Por eso, cuando me encuentro con personas que aún en medio de dificultades de todo tipo siguen reconociendo la espera de que algo y Alguien está por llegar, son las personas que, tengan la edad que tengan, sea cual sea su situación, pueden entender este tiempo litúrgico que nos prepara intensamente al Esperado que recibimos el día de Navidad.
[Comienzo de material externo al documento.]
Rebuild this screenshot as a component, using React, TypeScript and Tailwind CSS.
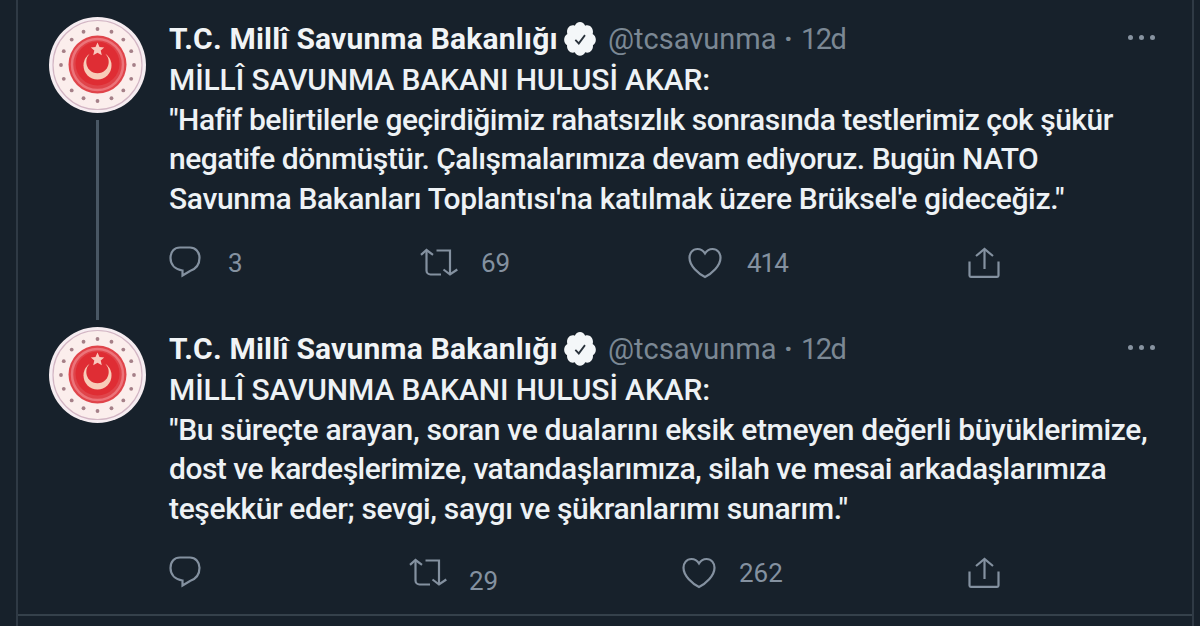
interface Line {
  text: string;
  className: string;
}

interface Tweet {
  lines: Line[];
  replies: string;
  retweets: string;
  likes: string;
  threaded: boolean;
  retweetCol: string;
  retweetCount: string;
  likeCol: string;
  likeCount: string;
}

const tweets: Tweet[] = [
  {
    lines: [
      { text: "MİLLÎ SAVUNMA BAKANI HULUSİ AKAR:", className: "tracking-[-0.11px]" },
      { text: "\"Hafif belirtilerle geçirdiğimiz rahatsızlık sonrasında testlerimiz çok şükür", className: "tracking-[-0.48px]" },
      { text: "negatife dönmüştür. Çalışmalarımıza devam ediyoruz. Bugün NATO", className: "tracking-[-0.5px]" },
      { text: "Savunma Bakanları Toplantısı'na katılmak üzere Brüksel'e gideceğiz.\"", className: "tracking-[-0.34px]" },
    ],
    replies: "3",
    retweets: "69",
    likes: "414",
    threaded: true,
    retweetCol: "w-[251px]",
    retweetCount: "ml-[22px] mt-[4px]",
    likeCol: "w-[268px]",
    likeCount: "ml-[25px] tracking-[-1px]",
  },
  {
    lines: [
      { text: "MİLLÎ SAVUNMA BAKANI HULUSİ AKAR:", className: "tracking-[-0.11px]" },
      { text: "\"Bu süreçte arayan, soran ve dualarını eksik etmeyen değerli büyüklerimize,", className: "tracking-[-0.33px]" },
      { text: "dost ve kardeşlerimize, vatandaşlarımıza, silah ve mesai arkadaşlarımıza", className: "tracking-[-0.5px]" },
      { text: "teşekkür eder; sevgi, saygı ve şükranlarımı sunarım.\"", className: "tracking-[-0.36px]" },
    ],
    replies: "",
    retweets: "29",
    likes: "262",
    threaded: false,
    retweetCol: "w-[240px]",
    retweetCount: "ml-[21px] mt-[12px]",
    likeCol: "w-[273px]",
    likeCount: "ml-[23px]",
  },
];

const STAR_COUNT = 16;

function Emblem() {
  const stars = Array.from({ length: STAR_COUNT }, (_, i) => {
    const angle = (i / STAR_COUNT) * Math.PI * 2;
    return { x: 48.5 + Math.sin(angle) * 36.5, y: 48 - Math.cos(angle) * 36 };
  });

  return (
    <svg width="97" height="96" viewBox="0 0 97 96" className="block shrink-0">
      <ellipse cx="48.5" cy="48" rx="48.5" ry="48" fill="#f6edf1" />
      <circle cx="48.5" cy="48" r="44.5" fill="#fbeeec" stroke="#d3b6c4" strokeWidth="1.2" />
      {stars.map((s, i) => (
        <circle key={i} cx={s.x} cy={s.y} r="1.9" fill="#a58088" />
      ))}
      <circle cx="48.5" cy="47.5" r="29" fill="#e0444a" />
      <circle cx="48.5" cy="47.5" r="25.5" fill="none" stroke="#ec747a" strokeWidth="2.5" />
      <circle cx="48.5" cy="46.5" r="22" fill="#df2d34" />
      {/* Crescent: light disc with a smaller red disc cut out of its top */}
      <circle cx="48.5" cy="48.5" r="14" fill="#f8cdb9" />
      <circle cx="48.5" cy="45" r="11.2" fill="#df2d34" />
      <path d="M39 30h19l-1.500 8h-16z" fill="#df2d34" />
      <path d="M48.5 25.5l2 4.4 4.7.5-3.5 3.2 1.1 4.7-4.3-2.5-4.3 2.5 1.1-4.7-3.5-3.2 4.7-.5z" fill="#f9c9bd" />
    </svg>
  );
}

function VerifiedBadge() {
  return (
    <svg width="32" height="35" viewBox="1.4 1.5 21.2 21.7" preserveAspectRatio="none" className="block">
      <path
        fill="#f4f7f9"
        d="M22.5 12.5c0-1.58-.875-2.95-2.148-3.6.154-.435.238-.905.238-1.4 0-2.21-1.71-3.998-3.818-3.998-.47 0-.92.084-1.336.25C14.818 2.415 13.51 1.5 12 1.5s-2.816.917-3.437 2.25c-.415-.165-.866-.25-1.336-.25-2.11 0-3.818 1.79-3.818 4 0 .494.083.964.237 1.4-1.272.65-2.147 2.018-2.147 3.6 0 1.495.782 2.798 1.942 3.486-.02.17-.032.34-.032.514 0 2.21 1.708 4 3.818 4 .47 0 .92-.086 1.335-.25.62 1.334 1.926 2.25 3.437 2.25 1.512 0 2.818-.916 3.437-2.25.415.163.865.248 1.336.248 2.11 0 3.818-1.79 3.818-4 0-.174-.012-.344-.033-.513 1.158-.687 1.943-1.99 1.943-3.484z"
      />
      <path d="M8.9 12.6l2.3 2.2 4.1-5.2" fill="none" stroke="#29323b" strokeWidth="1.2" />
    </svg>
  );
}

function ReplyIcon() {
  return (
    <svg width="32" height="32" viewBox="0 0 32 32" fill="none" stroke="currentColor" strokeWidth="2.2" className="block">
      <path d="M11 1.5h10c5.5 0 9.5 4.500 9.500 10.300 0 6.700-3.500 11.200-9.500 13.200l-7.500 4.500V24.500C6.500 23.500 1.500 19 1.500 12 1.500 5.500 5.500 1.500 11 1.500z" />
    </svg>
  );
}

function RetweetIcon() {
  return (
    <svg width="39" height="32" viewBox="0 0 39 32" fill="none" stroke="currentColor" strokeWidth="2.2" className="block">
      <path d="M1 8.8L6.5 4 13 8.8" />
      <path d="M6.5 5v19.500a4 4 0 0 0 4 4H21" />
      <path d="M16.500 4.500H30V28" />
      <path d="M23.500 23.500l6.500 5 7.300-5" />
    </svg>
  );
}

function HeartIcon() {
  return (
    <svg width="34" height="32" viewBox="0 0 34 32" fill="none" stroke="currentColor" strokeWidth="2.2" className="mt-px block">
      <path d="M17 6.500C15 3.300 12.500 2 9.500 2 4.500 2 1.500 6 1.500 10.800c0 8.200 9 16 15.500 19.200 6.500-3.200 15.500-11 15.500-19.200C32.500 6 29.500 2 24.500 2c-3 0-5.500 1.300-7.500 4.500z" />
    </svg>
  );
}

function ShareIcon() {
  return (
    <svg width="32" height="32" viewBox="0 0 32 32" fill="none" stroke="currentColor" strokeWidth="2.2" className="mt-px block">
      <path d="M8 9l8.500-7L25 9" />
      <path d="M16.500 2.500V22" />
      <path d="M1.500 14.500v14c0 .8.500 1.300 1.300 1.300h26.400c.8 0 1.300-.5 1.300-1.300v-14" />
    </svg>
  );
}

function TweetRow({ tweet }: { tweet: Tweet }) {
  return (
    <article className="flex h-[310px] pl-[31px]">
      <div className="flex w-[97px] shrink-0 flex-col items-center">
        <Emblem />
        {tweet.threaded && <div className="mt-[7px] h-[200px] w-[3px] bg-[#495764]" />}
      </div>

      <div className="ml-[23px] min-w-0 flex-1">
        {/* Author line */}
        <div className="flex h-[40px] items-center pt-[4px] whitespace-nowrap">
          <span className="w-[395px] text-[30px] leading-[40px] font-bold text-[#f1f4f6] tracking-[0.2px]">
            T.C. Millî Savunma Bakanlığı
          </span>
          <VerifiedBadge />
          <span className="ml-[12px] w-[176px] text-[29px] leading-[40px] text-[#7b8894]">@tcsavunma</span>
          <span className="w-[17px] text-[29px] leading-[40px] font-bold text-[#7b8894]">·</span>
          <span className="text-[29px] leading-[40px] text-[#7b8894] tracking-[-1.5px]">12d</span>
          <div className="mt-[-4px] mr-[37px] ml-auto flex gap-[6px]">
            <span className="size-[5px] rounded-full bg-[#8793a0]" />
            <span className="size-[5px] rounded-full bg-[#8793a0]" />
            <span className="size-[5px] rounded-full bg-[#8793a0]" />
          </div>
        </div>

        {/* Body */}
        <div className="pt-[3px] text-[30px] leading-[39.7px] font-medium text-[#eef2f5]">
          {tweet.lines.map((line) => (
            <div key={line.text} className="whitespace-nowrap">
              <span className={line.className}>{line.text}</span>
            </div>
          ))}
        </div>

        {/* Actions */}
        <div className="mt-[27px] flex h-[38px] text-[26px] leading-[27px] text-[#8491a0]">
          <div className={`flex shrink-0 ${tweet.retweetCol}`}>
            <ReplyIcon />
            <span className="mt-[4px] ml-[27px]">{tweet.replies}</span>
          </div>
          <div className={`flex shrink-0 ${tweet.likeCol}`}>
            <RetweetIcon />
            <span className={tweet.retweetCount}>{tweet.retweets}</span>
          </div>
          <div className="flex flex-1">
            <HeartIcon />
            <span className={`mt-[4px] ${tweet.likeCount}`}>{tweet.likes}</span>
          </div>
          <div className="mr-[192px]">
            <ShareIcon />
          </div>
        </div>
      </div>
    </article>
  );
}

export default function App() {
  return (
    <div className="h-[626px] w-[1200px] overflow-hidden bg-[#17212b] pl-[16px] font-['Roboto',sans-serif]">
      <main className="h-full w-[1178px] border-x-2 border-[#2f3a45]">
        <div className="h-[616px] border-b-2 border-[#35414b] pt-[17px]">
          {tweets.map((tweet, i) => (
            <TweetRow key={i} tweet={tweet} />
          ))}
        </div>
      </main>
    </div>
  );
}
¿Qué nombre tiene nuestra espera? Si fuera la lotería o el cuponazo, si fuera la victoria de nuestro equipo o el triunfo de nuestros representantes públicos, serían esperas alicortas, para viajes de cercanías cargados de fugacidad. Y aunque esas esperas son legítimas y deseables, no agotan ni por asomo lo que nuestra entraña espera como cumplimiento de felicidad. Por este motivo, nos podemos preguntar ahora, a diez días de la Natividad del Señor, qué nombre tiene nuestra espera, cuál es su rostro. Dejarnos acariciar por los vientos del Adviento que pone al sol nuestras esperas, y murmurar una breve oración sencilla a la Virgen de la esperanza, para que nos ayude a allanar altiveces, a enderezar entuertos, preparando el sendero de quien llega. Frecuentar el camino por donde viene el Señor, es disponerse a acoger a Quien cumple en nosotros la felicidad para la que nacimos. Este es el viento del Adviento que enciende nuestra espera de que siempre, siempre, lo mejor está por llegar. Será el cumplimiento que no engaña ni mercadea con nuestro corazón, cuando podamos celebrar el encuentro con un Dios encontradizo que nosotros no supimos ni pudimos dejar de esperar.